Having investigated for six months the murder of the journalist who authored ‘Inside al-Qaeda and the Taliban: Beyond Bin Laden and 9/11’ (Pluto Press 2011), the Judicial Commission stated on page 96 of its report: “The commission is convinced that there are sufficient reasons to believe that the intelligence agencies, including the ISI, have been using coercive and intimidating tactics in dealing with those journalists who antagonise the interest of the Agency and this needs to be deprecated in strongest terms”.

However, Brad Adams, Asia Director of HRW, expressed disappointment over the commission’s failure to identify Shahzad’s killers, adding that the slain journalist had made it clear to the Human Rights Watch that should he be killed, the ISI should be considered the principal suspect. Adams said on January 30 through a press release: “Saleem Shahzad had not indicated he was afraid of being killed by militant groups or anybody else. [Thus], the [Pakistan] government still has the responsibility to identify those responsible for his death and hold them accountable, no matter where the evidence leads.”

Brad Adams added: “At great personal risk, scores of journalists, human rights activists, and others presented themselves before the Judicial Commission to offer accounts of the ISI and military’s involvement in human rights abuses. The commission repaid this courage by muddying the waters and suggesting that just about anyone could have killed [Saleem] Shahzad. The ISI abuses will only stop if it is subject to the rule of law, civilian oversight, and public accountability. It is the government’s duty to insist on such accountability and the military’s duty to submit to it. The ISI needs to stop acting as a state within a state. We have extensively documented the ISI’s alleged intimidation, torture, enforced disappearances, and killings of many journalists, and fears that the [judicial] commission’s failure in naming a culprit hints back to the ISI’s stronghold over the country’s judicial system.”

However, the media organ of the Pakistan armed forces (Inter-Services Public Relations) reacted angrily as usual 20 days after the HRW statement was issued, saying the HRW appears to have seriously jeopardised the bipartisan and objective nature of its work and it will be in fitness of things to expect the HRW to withdraw the biased statement. The ISPR spokesman said in a February 19 statement that in one stroke, Brad Adams discredited the Judicial Commission that investigated Shahzad’s murder, demonised the ISI and castigated the government, going on to suggest a darker destination of evidence if pursued again. Stating that Adams may had his head buried deep in sand and that the HRW might be choking under heaps of bias, the ISPR spokesman concluded that the allegations levelled against the ISI are simply baseless and untenable both by evidence and logic.

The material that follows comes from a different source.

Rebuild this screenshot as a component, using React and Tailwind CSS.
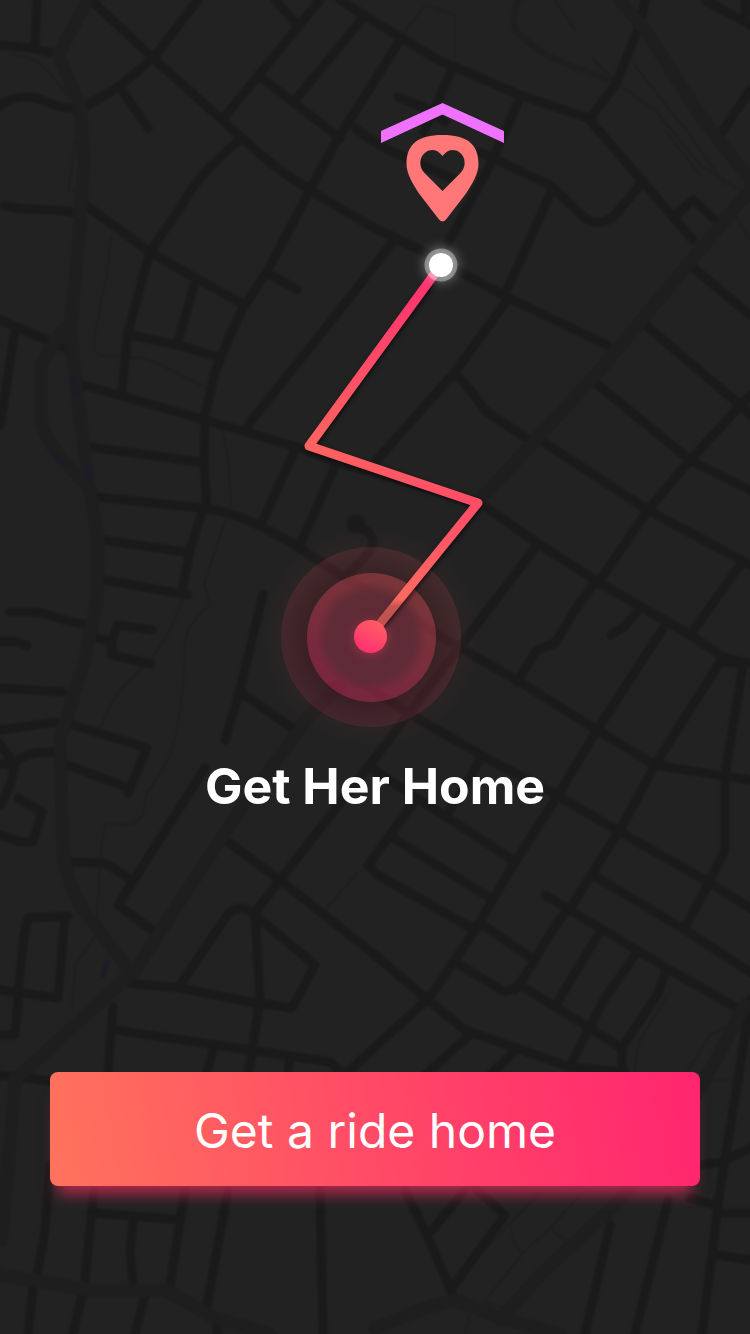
const ROADS = [
  'M37 0L35 45', 'M0 45L30 48L53 53', 'M0 106C10 96 30 95 42 100C56 106 62 108 75 108',
  'M94 3L153 58L222 120L242 138C262 156 275 168 310 190C335 205 355 218 375 228L420 250L507 297L607 345',
  'M198 0L153 58L120 86L86 106', 'M119 86L148 128', 'M275 0L295 22', 'M320 0L222 120', 'M363 18L295 100', 'M258 75L340 138',
  'M340 0L375 22L425 52Q440 62 455 67L520 95L588 118L693 240',
  'M400 40L375 80L337 140L310 190L268 270L243 308L228 340L215 372L205 415L204 465L207 508',
  'M201 515L190 550L182 592', 'M398 97L425 108L445 122', 'M356 128Q370 142 400 155L460 182',
  'M240 140C215 160 195 180 180 208L150 252L128 332L122 390', 'M5 206C30 212 50 207 75 213',
  'M88 207L150 252L195 278L245 305', 'M195 282L178 342', 'M268 273L297 290', 'M392 243L375 265L320 335L248 425',
  'M0 320L35 335L65 348', 'M15 330L5 395L0 425', 'M130 335L178 345L218 357',
  'M83 385L122 396L205 420L300 448L337 462L480 503L540 545L600 583L690 635L722 656Q738 662 750 663',
  'M90 447L200 462', 'M97 497L200 508C240 512 265 528 300 548C330 570 350 580 370 592L455 645L520 682L597 730L655 765L730 777L750 780',
  'M103 540L185 552', 'M105 580L188 595', 'M295 450L262 522', 'M337 462L300 545', 'M365 530C380 540 372 552 350 572',
  'M10 612L38 612C55 616 65 622 83 624', 'M0 642C15 640 20 643 27 646', 'M97 638L112 642M152 630L118 625Q110 640 112 655L151 664',
  'M263 594L240 690L225 740', 'M240 692L295 730', 'M0 688L63 692', 'M0 730L55 722', 'M70 724L147 748L128 793M68 765L128 788',
  'M0 744L15 765M0 764L12 765C25 752 38 752 53 752M15 765C12 785 5 795 0 805', 'M18 798L42 812L33 842L20 842L0 835',
  'M72 862L105 863L130 879', 'M205 768L118 905L152 930', 'M68 916L28 918Q25 920 18 994M65 918L58 998L0 990M18 998L15 1035L0 1035',
  'M228 842L280 880L375 955L428 1000L465 1030L570 1067L625 1072', 'M375 758L280 880L255 912',
  'M180 985L228 914Q240 902 255 915L315 965L292 1008L250 1002L180 988L128 983', 'M255 915L260 1000L249 1070',
  'M535 548L465 640L410 712L375 758', 'M350 675L415 717L490 760L560 797L620 832L710 883L750 908',
  'M371 768L420 800L513 860', 'M393 838L490 898', 'M412 805L368 865L378 875L475 930', 'M482 757L447 815',
  'M593 585L575 610L555 643L537 650L517 682', 'M662 630L597 730L555 800L515 862L475 930L430 997L375 1047L345 1075',
  'M720 662L655 765L620 830L570 908Q555 922 535 960L515 990', 'M720 662L745 663M743 665L725 775L725 850L705 890L685 928',
  'M593 875L685 930L750 972', 'M545 895L620 940L670 970L737 1008', 'M598 935L557 1003', 'M635 955L605 998L570 1065', 'M665 972L658 994L622 1047V1072',
  'M483 925L530 957M460 965L505 992L520 985L588 1027L622 1048', 'M470 1035L425 1075', 'M518 1048L490 1075',
  'M113 1007L108 1072', 'M115 1030L250 1050L330 1062L350 1080', 'M213 1050L207 1072', 'M290 1058L288 1072', 'M0 1075L50 1081',
  'M50 1165L45 1230L37 1275', 'M94 1190L85 1280', 'M93 1213L180 1220', 'M133 1222L130 1250L133 1282', 'M185 1190L170 1285',
  'M228 1190L207 1305', 'M320 1188L323 1334', 'M33 1290L28 1334', 'M82 1295L73 1334', 'M145 1295L135 1334', 'M217 1320V1334',
  'M405 1190L427 1235L452 1293', 'M465 1190L428 1235', 'M475 1188L505 1215L452 1288', 'M610 1225L585 1334', 'M668 1200L635 1334',
  'M690 1198L715 1205', 'M750 1000L738 1080L720 1190L702 1334', 'M700 1165L722 1162L750 1148', 'M722 1213H750', 'M718 1255L750 1260',
  'M453 67L424 132', 'M520 98L490 165L448 243', 'M480 152L550 185L585 218Q600 228 615 215L640 185', 'M552 190L507 290',
  'M507 300L455 372L375 462', 'M645 0L640 25L615 85L590 118', 'M678 213L693 200L713 218', 'M705 0L750 25M745 14V0', 'M750 90L722 132',
  'M690 265L750 315', 'M642 322L740 405L750 415', 'M455 375C470 385 478 403 488 413L525 437', 'M540 440L648 510L750 565',
  'M592 380L690 460L750 490', 'M750 395L690 460L648 510L598 583', 'M740 565L690 635', 'M637 612L625 626L611 635',
]

const AVENUES = [
  'M88 0L58 55L80 105L84 160L78 250L70 330L78 400L88 480L98 540L97 600L85 660L60 740L63 850Q68 895 95 925L125 965',
  'M62 330L41 365V420Q46 448 88 485',
  'M750 190L600 370L480 500',
  'M340 685L310 715L240 810L135 970L15 1080L2 1240',
  'M620 0L645 30L700 115L750 180',
  'M0 1275L90 1290L165 1290L215 1318L270 1334',
  'M375 1328L425 1308L455 1300L500 1318L560 1334',
  'M500 1320L540 1275L620 1200L660 1150L705 1080L745 1005',
]

const LANES = [
  'M10 54C45 58 48 72 70 98', 'M75 140L69 190L78 193', 'M111 236C108 285 98 310 94 340V350L100 355L140 358C170 365 180 378 208 388',
  'M222 430Q230 460 231 505Q215 550 204 585L211 605Q190 620 185 640Q184 720 168 760L146 795Q145 825 125 825L105 823Q100 850 96 935L75 965L72 1010',
  'M182 598Q178 620 150 662Q112 690 100 730', 'M425 5L455 15V65M425 5L402 36',
  'M555 0L575 30M592 58L618 84L655 110L700 165L740 190M632 62L690 135L725 185',
  'M665 130L700 175', 'M735 215L750 240', 'M325 910L358 872',
  'M668 994L640 1040L634 1070M688 1070L710 1035L740 1022M705 1080H738', 'M510 1225Q512 1245 523 1253L484 1302L510 1310L522 1290L570 1245L550 1228L580 1195M523 1253L550 1228',
  'M540 1192L475 1260', 'M470 1315L465 1334',
]

function CityMap() {
  return (
    <svg
      className="absolute inset-0 h-full w-full"
      viewBox="0 0 750 1334"
      preserveAspectRatio="xMidYMid slice"
      fill="none"
      strokeLinecap="round"
      strokeLinejoin="round"
      aria-hidden="true"
    >
      <defs>
        <filter id="map-soft" x="0" y="0" width="750" height="1334" filterUnits="userSpaceOnUse" colorInterpolationFilters="sRGB">
          <feGaussianBlur stdDeviation="0.9" />
        </filter>
      </defs>
      <g filter="url(#map-soft)">
        <rect width="750" height="1334" fill="#222222" />
        <g stroke="#1e1e1e" strokeWidth="2">
          {LANES.map((d) => <path key={d} d={d} />)}
        </g>
        <path d="M518 0Q508 25 520 35Q545 58 575 67L615 82" stroke="#1e1e1e" strokeWidth="6" />
        <g stroke="#1a1a1a" strokeWidth="9">
          {ROADS.map((d) => <path key={d} d={d} />)}
        </g>
        <circle cx="356" cy="524" r="9.5" fill="#1a1a1a" />
        <g stroke="#1e1e1e" strokeWidth="13">
          {AVENUES.map((d) => <path key={d} d={d} />)}
        </g>
        <g stroke="#1b1c28" strokeWidth="5">
          <path d="M74 379L77 395" />
          <path d="M54 455L66 466" />
          <path d="M86 466L88 480" />
          <path d="M107 962L103 975" />
        </g>
      </g>
    </svg>
  )
}

function RouteDrawing() {
  return (
    <svg className="block w-full" viewBox="0 0 750 758" role="img" aria-label="Route home" fill="none">
      <defs>
        <linearGradient id="route" gradientUnits="userSpaceOnUse" x1="0" y1="265" x2="0" y2="636">
          <stop offset="0" stopColor="#ff2d70" />
          <stop offset="0.48" stopColor="#ff6460" />
          <stop offset="0.64" stopColor="#ff4c67" />
          <stop offset="0.9" stopColor="#ff6a60" />
          <stop offset="0.92" stopColor="#c45550" />
          <stop offset="1" stopColor="#b8504e" />
        </linearGradient>
        <linearGradient id="pulse" x1="0.2" y1="1" x2="0.7" y2="0">
          <stop offset="0" stopColor="#ff2d72" />
          <stop offset="1" stopColor="#ff5f62" />
        </linearGradient>
        <radialGradient id="inner">
          <stop offset="0" stopColor="#5d2b35" />
          <stop offset="0.7" stopColor="#5d2b35" stopOpacity="0.92" />
          <stop offset="0.9" stopColor="#5d2b35" stopOpacity="0" />
        </radialGradient>
        <radialGradient id="halo">
          <stop offset="0.78" stopColor="#ff5060" stopOpacity="0.04" />
          <stop offset="1" stopColor="#ff5060" stopOpacity="0" />
        </radialGradient>
        <radialGradient id="ring">
          <stop offset="0.74" stopColor="#000" stopOpacity="0.16" />
          <stop offset="1" stopColor="#000" stopOpacity="0" />
        </radialGradient>
        <filter id="glow" x="-100%" y="-100%" width="300%" height="300%" colorInterpolationFilters="sRGB">
          <feGaussianBlur stdDeviation="6" />
        </filter>
        <filter id="route-shadow" x="-10%" y="-10%" width="120%" height="120%" colorInterpolationFilters="sRGB">
          <feDropShadow dx="1" dy="2" stdDeviation="2" floodColor="#000" floodOpacity="0.6" />
        </filter>
      </defs>

      <path d="M381 131L442.500 103L504 131V143L442.500 114.500L381 143Z" fill="#ef72ff" />
      <path
        fillRule="evenodd"
        fill="#ff7777"
        d="M442.500 135C467 135 478.500 144 478.500 164C478.500 174 472 184 466 193.500L446 219.500Q442.500 223.500 439 219.500L419 193.500C413 184 406.500 174 406.500 164C406.500 144 418 135 442.500 135ZM442.500 156C437 149 430.500 149 426 152C419 156.500 418.500 167 424.500 173L442.500 191L460.500 173C466.500 167 466 156.500 459 152C454.500 149 448 149 442.500 156Z"
      />

      <circle cx="371" cy="637" r="112" fill="url(#halo)" />
      <circle cx="371" cy="637" r="90" fill="url(#pulse)" fillOpacity="0.12" />
      <circle cx="371" cy="637" r="90" fill="url(#ring)" />
      <circle cx="371.500" cy="637.500" r="64.500" fill="url(#pulse)" fillOpacity="0.32" />
      <circle cx="371" cy="637" r="62" fill="url(#inner)" />
      <path
        d="M441 265L309 446L478 503L370 636"
        stroke="url(#route)"
        strokeWidth="9"
        strokeLinejoin="round"
        filter="url(#route-shadow)"
      />
      <circle cx="371" cy="638" r="16" fill="#ff3c68" fillOpacity="0.45" filter="url(#glow)" />
      <circle cx="370.500" cy="636.500" r="16.500" fill="url(#pulse)" />

      <circle cx="441" cy="265" r="17" fill="#fff" fillOpacity="0.35" filter="url(#glow)" />
      <circle cx="441" cy="265" r="16.500" fill="#fff" fillOpacity="0.36" />
      <circle cx="441" cy="265" r="12" fill="#fff" />
    </svg>
  )
}

export default function App() {
  return (
    <main className="relative flex min-h-screen flex-col overflow-hidden bg-[#222222] font-['Inter',sans-serif] text-white">
      <CityMap />
      <div className="relative flex flex-1 flex-col">
        <RouteDrawing />
        <h1 className="text-center text-[50px] leading-14 font-bold">Get Her Home</h1>
        <div className="mt-auto px-[50px] pt-8 pb-[148px]">
          <button
            type="button"
            className="h-[114px] w-full rounded-lg bg-linear-[80deg,#ff735c,#ff4a66_50%,#ff256f] pt-1 text-5xl font-normal shadow-[0_16px_14px_-8px_rgba(255,45,100,0.65)]"
          >
            Get a ride home
          </button>
        </div>
      </div>
    </main>
  )
}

But Saleem Shahzad’s friends and colleagues keep pointing the finger of suspicion at the ISI, reminding that some senior officials of the Agency had warned him thrice prior to his abduction and subsequent murder that he was under serious threat due to his writings. The truth is that Shahzad was abducted and severely tortured to death before being dumped alongside a canal. His post-mortem report found the journalist had at least 17 wounds, including deep gashes… “The ribs from the left and right sides seemed to have been hit with violent force, using a blunt object. The broken ribs pierced Shahzad’s lungs, apparently causing the death.”

Therefore, the million-dollar question remains: who killed Saleem Shahzad and why? While the ISI had maintained before the Judicial Commission that Shahzad might have been killed by the Ilyas Kashmiri faction of the Harkatul Jehadul Islami (HuJI) for the damage he had done to their network, a leading US magazine, The New Yorker, had claimed that “the order to kill Pakistani investigative journalist Saleem Shahzad came from a senior officer of the Army Chief General Ashfaq Kayani’s staff”. Authored by Dexter Filkins, the September 11, 2011, report stated that Shahzad had angered the Pakistani authorities by writing about al-Qaeda infiltrating the Pakistan navy at a particularly sensitive time as Pakistani leaders were reeling from the humiliation of the May 2 raid by the United States Special Forces that killed al-Qaeda leader Osama bin Laden inside Pakistan.

While exploring Saleem Shahzad-Ilyas Kashmiri link, The New Yorker report said that the militant was killed in Pakistan’s largely lawless tribal region only four days after Shahzad’s body was discovered. “Given the brief time that passed between Shahzad’s death and Kashmiri’s, a question inevitably arose: Did the Americans find Kashmiri on their own?” Filkins asks. “Or did they benefit from information obtained by the ISI during its detention of Saleem Shahzad? If so, his death would be not just a terrible example of Pakistani state’s brutality; it would be a terrible example of the collateral damage sustained in America’s war on terror.”

In fact, Shahzad’s cell-phone records revealed more than 258 calls in one month to and from a single number that may have been Kashmiri’s. This could have prompted the intelligence spooks (who had been bugging Shahzad’s phone) to abduct the poor journalist and torture him to extract any possible information about Kashmiri’s whereabouts, eventually leading to his death.